A tsunami that pounded several islands in western Indonesia killed at least 113 people and scores more are missing, officials say.

A tsunami that pounded several islands in western Indonesia killed at least 113 people and scores more are missing, officials say.

A 7.7-magnitude earthquake triggered the three-metre wave that washed hundreds of homes into the sea late Monday.

Rescuers were having a hard time reaching the Mentawai islands, closest to the epicentre, on Tuesday because of strong winds and rough seas.

But reports of damage and injuries were steadily climbing.

Mujiharto, who heads the Health Ministry's crisis centre, said 113 bodies have been recovered so far. The number of missing was between 150 and 500.

The fault that ruptured Monday, running the length of the west coast of Sumatra island, also caused the quake that unleashed a monster tsunami around the Indian Ocean in 2004, killing 230,000 people in a dozen countries.

Getting to the Mentawais, a popular surfing spot 280 kilometres from the Sumatra coast, takes 12 hours and the islands are reachable only by boat.

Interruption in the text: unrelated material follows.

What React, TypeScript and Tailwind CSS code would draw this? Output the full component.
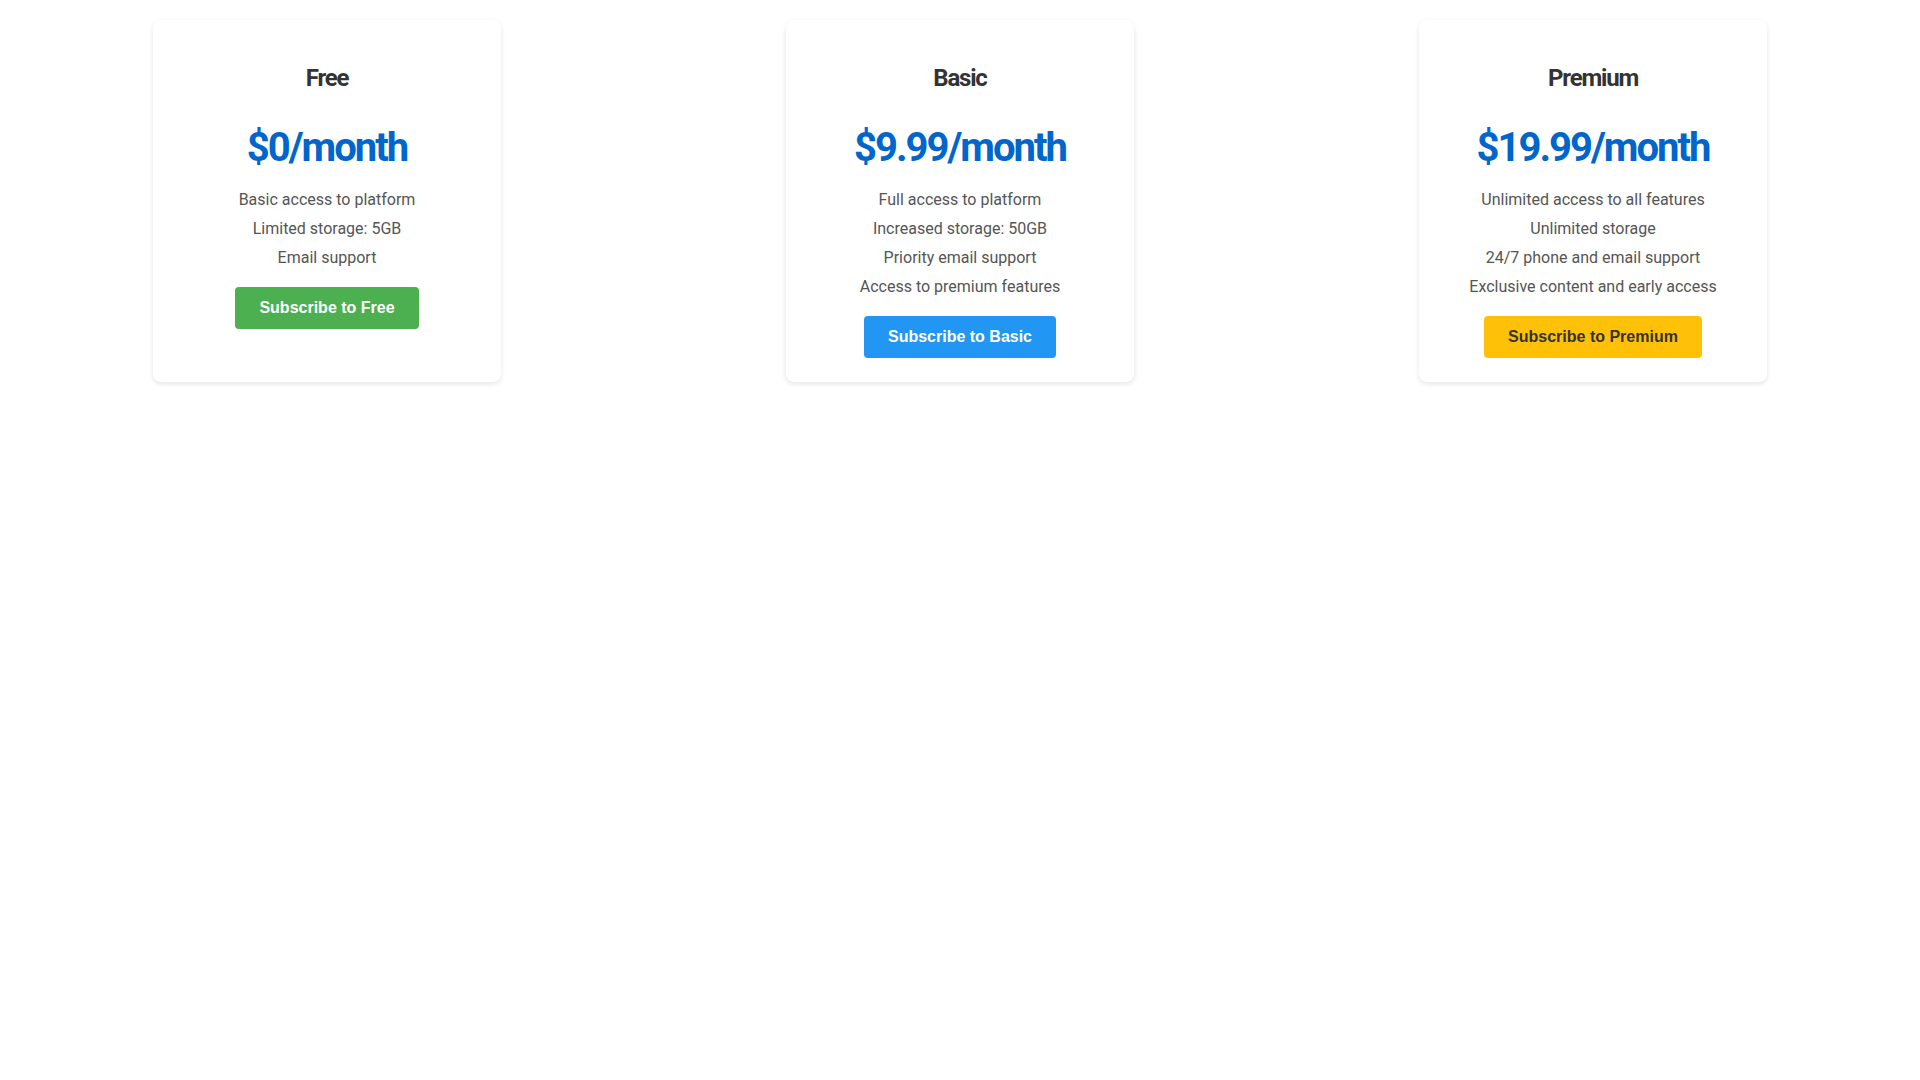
import React from "react";

type Plan = {
  name: string;
  price: string;
  features: string[];
  button: string;
  btnClass: string;
};

const plans: Plan[] = [
  {
    name: "Free",
    price: "$0/month",
    features: ["Basic access to platform", "Limited storage: 5GB", "Email support"],
    button: "Subscribe to Free",
    btnClass: "bg-[#4caf50] text-white",
  },
  {
    name: "Basic",
    price: "$9.99/month",
    features: [
      "Full access to platform",
      "Increased storage: 50GB",
      "Priority email support",
      "Access to premium features",
    ],
    button: "Subscribe to Basic",
    btnClass: "bg-[#2196f3] text-white",
  },
  {
    name: "Premium",
    price: "$19.99/month",
    features: [
      "Unlimited access to all features",
      "Unlimited storage",
      "24/7 phone and email support",
      "Exclusive content and early access",
    ],
    button: "Subscribe to Premium",
    btnClass: "bg-[#ffc107] text-[#333333]",
  },
];

export default function App() {
  return (
    <div className="min-h-[1080px] w-full bg-white font-['Roboto',sans-serif]">
      <div className="flex justify-between items-stretch px-[153px] pt-[20px]">
        {plans.map((p) => (
          <div
            key={p.name}
            className="w-[348px] rounded-[8px] bg-white p-[24px] text-center shadow-[0_2px_5px_rgba(0,0,0,0.1)]"
          >
            <h2 className="mt-[20px] text-[24px] leading-[28px] font-bold tracking-[-0.05em] text-[#333333]">{p.name}</h2>
            <div className="mt-[32px] text-[40px] leading-[48px] font-bold tracking-[-0.05em] text-[#0066cc]">{p.price}</div>
            <ul className="mt-[18px] flex flex-col gap-[10px]">
              {p.features.map((f) => (
                <li key={f} className="text-[16px] leading-[19px] text-[#555555]">
                  {f}
                </li>
              ))}
            </ul>
            <button
              className={`mt-[20px] rounded-[4px] px-[24px] py-[12px] text-[16px] leading-[18px] font-bold font-['Liberation_Sans',Arial,sans-serif] ${p.btnClass}`}
            >
              {p.button}
            </button>
          </div>
        ))}
      </div>
    </div>
  );
}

'Scrambled up the highest trees'

A group of Australians said they were hanging out on the back deck of their chartered surfing vessel, anchored in a nearby bay, when the temblor hit. It generated a wave that caused them to smash into a neighbouring boat, and before they knew it, a fire was ripping through their cabin.

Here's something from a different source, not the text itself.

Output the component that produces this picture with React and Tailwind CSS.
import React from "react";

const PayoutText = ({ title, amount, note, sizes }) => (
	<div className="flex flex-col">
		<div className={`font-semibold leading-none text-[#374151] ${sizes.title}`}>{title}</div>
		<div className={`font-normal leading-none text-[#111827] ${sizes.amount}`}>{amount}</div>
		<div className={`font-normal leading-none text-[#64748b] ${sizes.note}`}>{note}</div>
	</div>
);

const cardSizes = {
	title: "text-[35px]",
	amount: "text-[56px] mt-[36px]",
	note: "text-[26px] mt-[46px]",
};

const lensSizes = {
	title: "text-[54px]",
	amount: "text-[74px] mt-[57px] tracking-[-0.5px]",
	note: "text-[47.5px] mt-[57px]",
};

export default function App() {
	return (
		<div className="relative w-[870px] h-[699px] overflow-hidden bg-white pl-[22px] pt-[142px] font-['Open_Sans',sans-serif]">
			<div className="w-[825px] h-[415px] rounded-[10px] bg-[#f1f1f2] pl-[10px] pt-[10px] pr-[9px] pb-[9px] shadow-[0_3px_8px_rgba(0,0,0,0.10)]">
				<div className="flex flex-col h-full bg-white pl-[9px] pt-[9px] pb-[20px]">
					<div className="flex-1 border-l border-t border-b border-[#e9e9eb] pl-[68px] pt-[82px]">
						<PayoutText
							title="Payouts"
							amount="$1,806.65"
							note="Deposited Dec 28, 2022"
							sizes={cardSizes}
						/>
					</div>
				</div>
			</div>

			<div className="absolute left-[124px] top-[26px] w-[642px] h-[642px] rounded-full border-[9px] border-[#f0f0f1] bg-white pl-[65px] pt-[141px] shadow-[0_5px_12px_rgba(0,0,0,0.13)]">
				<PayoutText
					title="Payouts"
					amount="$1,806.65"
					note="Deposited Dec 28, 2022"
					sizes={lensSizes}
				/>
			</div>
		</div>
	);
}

"We threw whatever we could that floated — surfboards, fenders — then we jumped into the water," Rick Hallet told Australia's Nine Network. "Fortunately, most of us had something to hold on to ... and we just washed in the wetlands, and scrambled up the highest trees that we could possibly find and sat up there for an hour and a half."

Water in some places reached rooftops, and in Muntei Baru, a village on Silabu, 80 per cent of the houses were damaged.

Some 3,000 people were seeking shelter Tuesday in emergency camps, and the crews from several ships were still unaccounted for in the Indian Ocean, officials said earlier in the day.  

Separately on Tuesday, emergency officials were rushing to evacuate several thousand residents from the slopes of the country's most volatile volcano, Mount Merapi, as scientists warned that the volatile volcano had started to erupt.

Indonesia, the world's largest archipelago, is prone to earthquakes and volcanic activity due to its location on the so-called Pacific Ring of Fire — a series of fault lines stretching from the Western Hemisphere through Japan and Southeast Asia.